There's also a less welcome conclusion from D-Wave's perspective. Although local quantum tunneling has been confirmed, it looks like the helpfulness of local tunneling is limited. So far, it offers a constant factor speed-up over a conventional computer, but it does not offer better scaling.
This has its own caveats, however. We cannot say that the scaling at small problem sizes eliminates the chance of better scaling at larger problem sizes, because the scaling in these results may be dominated by implementation details rather than the physical annealing process. To put it simply, we still can't really predict how D-Wave's processor is going to perform for really large problems.

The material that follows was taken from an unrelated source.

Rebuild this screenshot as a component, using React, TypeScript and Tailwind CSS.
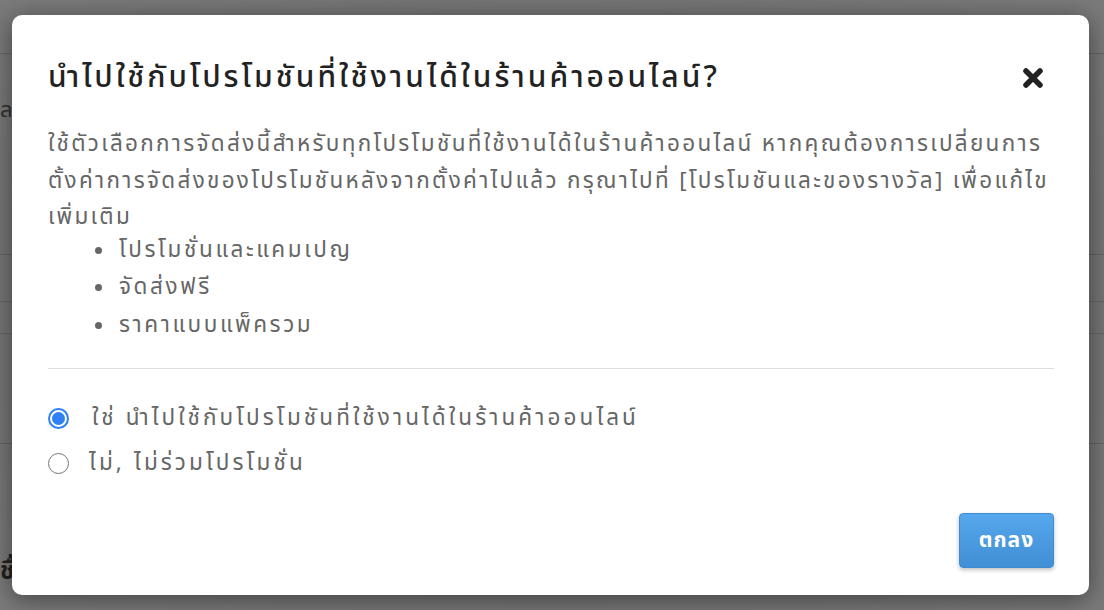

The final conclusion seems to be that the architecture of the processor itself is starting to limit its usefulness. This is apparent to D-Wave engineers as well, because they are already planning a next generation that has a different architecture, rather than increasing the number of qubits. The engineers are hoping to design a new, improved D-Wave processor that has the connectivity of a ten-dimensional cubic lattice. Although details are limited, it seems that the plan is to use highly interconnected clusters that have more limited connectivity between clusters. The advantage is that the increased connection density within clusters—and the increasing connectedness between clusters—should allow larger problem sets to be more efficiently implemented. This is highly promising.
Given how pessimistic I was about D-Wave way back in 2007, I have to admit the company has come much further than anyone reasonably expected them to. D-Wave has demonstrated some very elegant engineering, and I am actually hopeful that they can pull off this more challenging architecture. And with that much in place, it may turn out that they can match some of their eye-popping, earlier claims after all.